📎57. Insert Interval

Medium | Grind 75 | August 29th Monday, 2022

You are given an array of non-overlapping intervals intervals where intervals[i] = [starti, endi] represent the start and the end of the ith interval and intervals is sorted in ascending order by starti. You are also given an interval newInterval = [start, end] that represents the start and end of another interval.

Insert newInterval into intervals such that intervals is still sorted in ascending order by starti and intervals still does not have any overlapping intervals (merge overlapping intervals if necessary).

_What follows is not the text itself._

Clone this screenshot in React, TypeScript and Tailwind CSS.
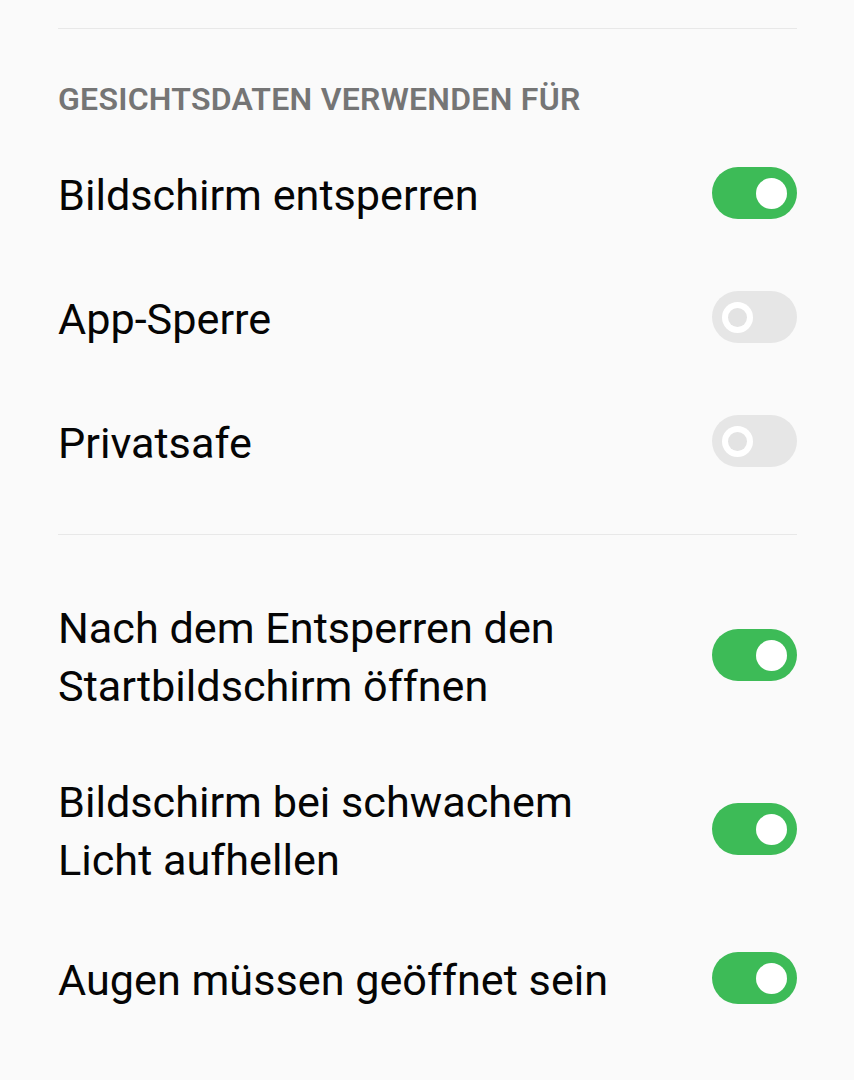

Return intervals after the insertion.

Constraints:

• 0 <= intervals.length <= 10^4

• intervals[i].length == 2

• 0 <= starti <= endi <= 10^5

• intervals is sorted by starti in ascending order.

• newInterval.length == 2

• 0 <= start <= end <= 10^5

Example 1

Input: intervals = [[1,3],[6,9]], newInterval = [2,5]
Output: [[1,5],[6,9]]

Example 2

SOLUTION

We will first add the new interval to the intervals list and sort the list. NOTE: it is important to sort the interval list because our merge algorithm assume the list is sorted. Once we have sorted the interval list, we will now perform the merging of the intervals.

1. iterate over every element in the intervals list.

2. Take the first element in the interval list.

   1. store the intervals of the current element as start and end.

3. In order to find intervals that overlap, check if the start value is equal to the start of the next element or the current end value is greater than the start value of next element. If yes:

   1. set the start as the minimum of current start and the next element start.

   2. set the end as the maxmimum of current end and the end value of the next element.

   3. look at the next next element and compare to start and end value.

4. Append the start and end value in your new merged interval list.

class Solution:
    def insert(self, intervals: List[List[int]], newInterval: List[int]) -> List[List[int]]:
        """ IDEA: add the new interval in the intervals list and then merge the interval list """
        
        # add the new interval and sort interval list.
        intervals.append(newInterval)
        intervals.sort()
        
        merged_interval = []
        i = 0
        while i < len(intervals): 
            # initialize start and end as the current element's interval
            start, end = intervals[i][0], intervals[i][1]
            
            # given that there is more elements in the list left
            if i + 1 < len(intervals): 
                
                # merge: if start is same as the start of the next element or
                #        the end is bigger than the start of the next element. 
                while start == intervals[i+1][0] or end >= intervals[i+1][0]: 
                    
                        # start should be the minimum of the compared elements 
                        start = min(start, intervals[i+1][0])
                        
                        # end should be the max of the compared elements
                        end = max(end, intervals[i+1][1])
                        
                        # set next element as the current element
                        i += 1
                        
                        # we have run out of elements in the interval
                        if i+1 >= len(intervals):
                            break
                            
            i += 1
                        
            merged_interval.append([start, end])
            
        return merged_interval
                        
                         
                    

TIME AND SPACE COMPLEXITY

TIME: O(nlogn) where n is the length of the interval list. We get a runtime of O(nlogn) because of the sort that we perform after adding the new interval in the list. You could on average have a better runtime(O(n)) with a different solution but in the worst case, even that solution will be O(nlogn)

SPACE: O(n) our new merged intervals in the worst case will store n+1 elements.